L’actrice accuse l’industrie du cinéma, dans une société décadente qui s’effondre de toute part, d’invisibiliser les réels combats et de ne pas se prononcer sur les enjeux qui comptent. Ceux qui font rugir la France.

« La grande industrie produit à dose homéopathique des films sur les pauvres héroïques et des femmes exceptionnelles, histoire de capitaliser toujours davantage sur notre dos sans donner aucune force à notre mouvement. »

Elle y dénonce le système capitaliste et son ordre bourgeois composé d’« ultrariches lobotomisés », pour y invoquer la marginalité et la résistance. Surtout, elle critique la culture de l’impunité dans le domaine du cinéma :

« Mais elles et eux toustes ensemble pendant ce temps se donnent la main pour sauver la face des Depardieu, des Polanski, des Boutonnat. Ça les incommode, ça les dérange que les victimes fassent trop de bruit, ils préféraient qu’on continue à disparaître et crever en silence. […] Je vous annule de mon monde. Je pars, je me mets en grève. »
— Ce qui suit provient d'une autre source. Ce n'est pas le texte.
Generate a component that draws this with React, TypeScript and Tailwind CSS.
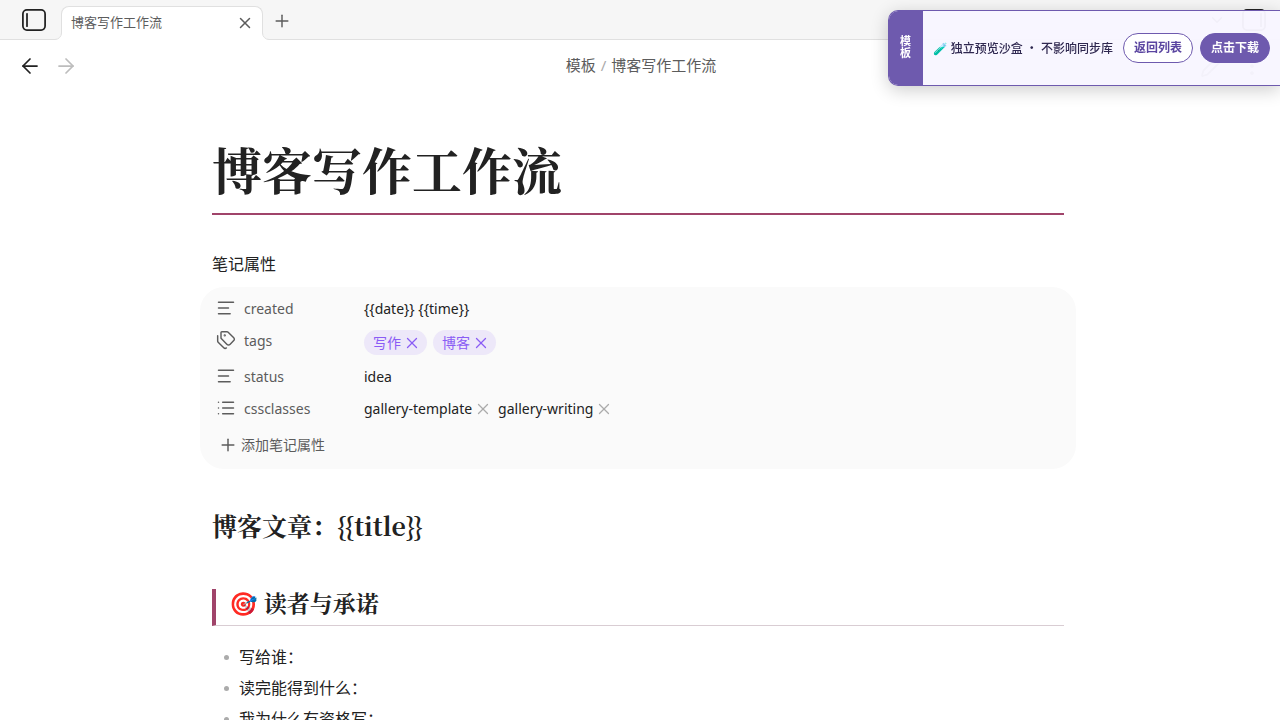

En opposition à un monde du cinéma indigeste qu’elle ne parvient plus à regarder dans les yeux, Adèle collabore depuis 2019 avec Gisèle Vienne, à mi-chemin entre théâtre et composition chorégraphique. Quant à son parcours, Noémie Merlant, sa partenaire dans Portrait de la jeune fille en feu a confié à Télérama : « Tout ce qu’elle a fait, elle ne l’a pas fait pour elle mais en pensant aux autres, aux jeunes actrices après elle. Je suis très admirative de son chemin, que personnellement je n’arrive pas à prendre. »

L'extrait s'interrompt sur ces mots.